Das Kieler Institut für Weltwirtschaft (IfW) kündigte ebenfalls eine Senkung seiner Prognose von derzeit 1,0 Prozent an. Bundeswirtschaftsminister Wolfgang Clement (SPD) bekräftigte unterdessen die Regierungsprognose von einem Prozent. „Ich habe immer ein bisschen Sorge vor solch einem Wettlauf, in dem wir zurzeit besonders intensiv interessiert zu sein scheinen, die Situation so kritisch wie möglich zu sehen“, sagte Clement. Als „unkalkulierbare Risiken“ für die Wirtschaftsentwicklung bezeichnete Clement aber den drohenden Irak-Krieg, die hohe Verschuldung der USA und den in der Folge starken Euro-Kurs. „Es gibt nicht wenige Experten, die erwarten, dass er (der Euro) noch sehr viel kräftiger werden könnte“, sagte Clement. Sollte der Irak-Konflikt ohne Krieg gelöst werden, rechne die Regierung mit einer langsamen Aufhellung der Konjunktur und der Lage am Arbeitsmarkt in der zweiten Jahreshälfte, sagte Clement.

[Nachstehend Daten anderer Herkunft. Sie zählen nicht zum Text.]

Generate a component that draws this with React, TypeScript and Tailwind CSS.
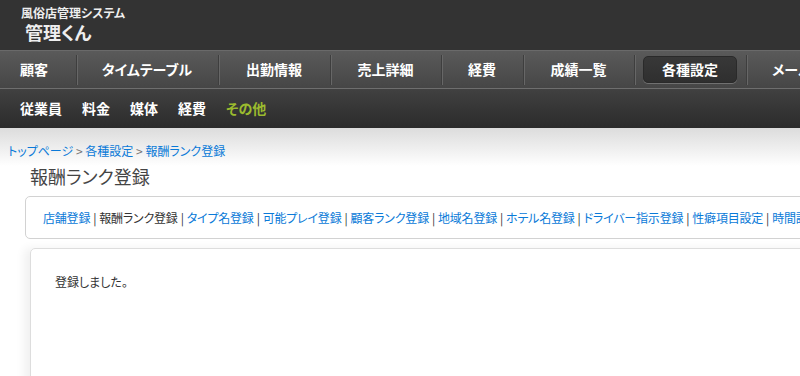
import React from 'react';

const mainNav = [
  { label: '顧客', w: 'w-[76px]', pad: 'justify-start pl-5' },
  { label: 'タイムテーブル', w: 'w-[142px]', pad: 'justify-center' },
  { label: '出勤情報', w: 'w-[112px]', pad: 'justify-center' },
  { label: '売上詳細', w: 'w-[111px]', pad: 'justify-center' },
  { label: '経費', w: 'w-[82px]', pad: 'justify-center' },
  { label: '成績一覧', w: 'w-[111px]', pad: 'justify-center' },
  { label: '各種設定', w: 'w-[112px]', pad: 'justify-center', active: true },
  { label: 'メール設定', w: 'w-[112px]', pad: 'justify-start pl-[26px]' },
];

const subNav = ['従業員', '料金', '媒体', '経費'];

const tabs = [
  { label: '店舗登録', link: true },
  { label: '報酬ランク登録', link: false },
  { label: 'タイプ名登録', link: true },
  { label: '可能プレイ登録', link: true },
  { label: '顧客ランク登録', link: true },
  { label: '地域名登録', link: true },
  { label: 'ホテル名登録', link: true },
  { label: 'ドライバー指示登録', link: true },
  { label: '性癖項目設定', link: true },
  { label: '時間設定', link: true },
];

const Separator = () => (
  <div className="flex h-[30px] self-center">
    <div className="w-px bg-[#3e3e3e]" />
    <div className="w-px bg-[#676767]" />
  </div>
);

export default function App() {
  return (
    <div
      className="w-[800px] h-[376px] overflow-hidden bg-white [font-feature-settings:'palt']"
      style={{ fontFamily: '"Noto Sans CJK JP", "Noto Sans", sans-serif' }}
    >
      {/* Header */}
      <div className="h-[50px] bg-[#333333] pl-[21px] pt-[5px]">
        <div className="text-[12px] leading-[16px] font-bold text-[#eeeeee]">風俗店管理システム</div>
        <div className="text-[18px] leading-[22px] font-bold text-[#eeeeee] pl-1">管理くん</div>
      </div>

      {/* Main nav */}
      <div className="h-[39px] flex border-t border-[#6a6a6a] border-b border-b-[#6e6e6e] bg-gradient-to-b from-[#5a5a5a] to-[#464646] whitespace-nowrap">
        {mainNav.map((item, i) => (
          <React.Fragment key={item.label}>
            {i > 0 && <Separator />}
            <div className={`${item.w} shrink-0 flex items-center ${item.pad} ${i > 0 ? '-ml-[2px]' : ''}`}>
              {item.active ? (
                <div className="w-[94px] h-[27px] rounded-[5px] border border-[#2a2a2a] bg-gradient-to-b from-[#383838] to-[#2f2f2f] shadow-[0_1px_0_#707070] flex items-center justify-center text-[14px] font-bold text-white">
                  {item.label}
                </div>
              ) : (
                <span className="text-[14px] font-bold text-white">{item.label}</span>
              )}
            </div>
          </React.Fragment>
        ))}
      </div>

      {/* Sub nav */}
      <div className="h-[39px] flex items-center gap-5 pl-5 bg-gradient-to-b from-[#414141] to-[#2b2b2b]">
        {subNav.map((s) => (
          <span key={s} className="text-[14px] font-bold text-white">{s}</span>
        ))}
        <span className="text-[14px] font-bold text-[#9bbb2e]">その他</span>
      </div>

      {/* Content */}
      <div className="bg-gradient-to-b from-[#dcdcdc] via-white via-[38px] to-white pt-[16px]">
        <div className="pl-2 text-[12px] leading-[14px] text-[#0a7ad8]">
          トップページ <span className="text-[#777]">&gt;</span> 各種設定 <span className="text-[#777]">&gt;</span> 報酬ランク登録
        </div>
        <h1 className="pl-[30px] mt-[6px] text-[18px] leading-[24px] font-normal text-[#444444]">報酬ランク登録</h1>

        <div className="ml-[25px] mt-[8px] w-[1000px] h-[43px] rounded-[5px] border border-[#d2d2d2] flex items-center pl-[17px] text-[12px] tracking-[-0.2px] whitespace-nowrap">
          {tabs.map((t, i) => (
            <React.Fragment key={t.label}>
              {i > 0 && <span className="text-[#333] mx-[3px]">|</span>}
              <span className={t.link ? 'text-[#0a7ad8]' : 'text-[#333333]'}>{t.label}</span>
            </React.Fragment>
          ))}
        </div>

        <div className="ml-[30px] mt-[9px] w-[1000px] h-[200px] rounded-tl-[5px] border border-[#dddddd] shadow-[-6px_0_10px_rgba(0,0,0,0.06)] pl-[24px] pt-[24px]">
          <p className="text-[12px] leading-[18px] text-[#333333]">登録しました。</p>
        </div>
      </div>
    </div>
  );
}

In Kreisen des deutschen Finanzministeriums hatte es jedoch schon am Mittwoch geheißen, der Internationale Währungsfonds (IWF) werde angesichts von Abwärtsrisiken für die Weltwirtschaft seine Prognose für Europa und die USA reduzieren. Angesichts solcher Wachstumsaussichten halten es Politiker aller Parteien für immer unwahrscheinlicher, dass Deutschland bei seiner Neuverschuldung in diesem Jahr unter der EU-Obergrenze von drei Prozent bleiben kann. Bundesfinanzminister Hans Eichel (SPD) selbst hat eingeräumt, dass die Grenze nur eingehalten wird, wenn das Wachstum mindestens ein Prozent beträgt. Im Januar lagen die Steuereinnahmen von Bund und Ländern nach Angaben des Bundesfinanzministeriums um fast zehn Prozent unter dem Niveau des Vorjahresmonats. Vor allem die Tabak-, Versicherungs- und Mineralölsteuereinnahmen seien spürbar zurück gegangen.

Der Präsident des Bundesverbandes der Deutschen Industrie, Michael Rogowski, warnte die Bundesregierung jedoch, das Drei-Prozent-Verschuldungsziel jetzt mit einem Wirtschaftswachstum von mindestens einem Prozent zu verbinden. Der BDI rechne zwar selbst nur mit einem Wachstum zwischen Null und einem halbem Prozent. Dennoch sei er „nicht bereit, ohne Not auf das Stabilitätsziel zu verzichten“, sagte Rogowski dem Tagesspiegel.

Der BDI-Chef forderte Finanzminister Hans Eichel auf, stattdessen Vorschläge zur Ausgabenkürzung zu machen. „Wir müssen jetzt Dampf machen.“ Neben Subventionsabbau und Privatisierung öffentlicher Aufgaben, sagte Rogowski, müssten Personalausgaben des öffentlichen Dienstes und Renten für ein bis drei Jahre eingefroren werden“.

Der SPD-Finanzexperte Joachim Poß äußerte Zweifel, ob Deutschland mit seiner Neuverschuldung in diesem Jahr wieder unterhalb der EU-Defizitgrenze von drei Prozent liegen könne. Er plädierte für eine flexible Anwendung des Stabilitäts- und Wachstumspaktes. Poß forderte die Union auf, im Bundesrat konstruktiv zusammenzuarbeiten. Noch warte die Regierung auf konkrete Alternativen von der Opposition, sagte er.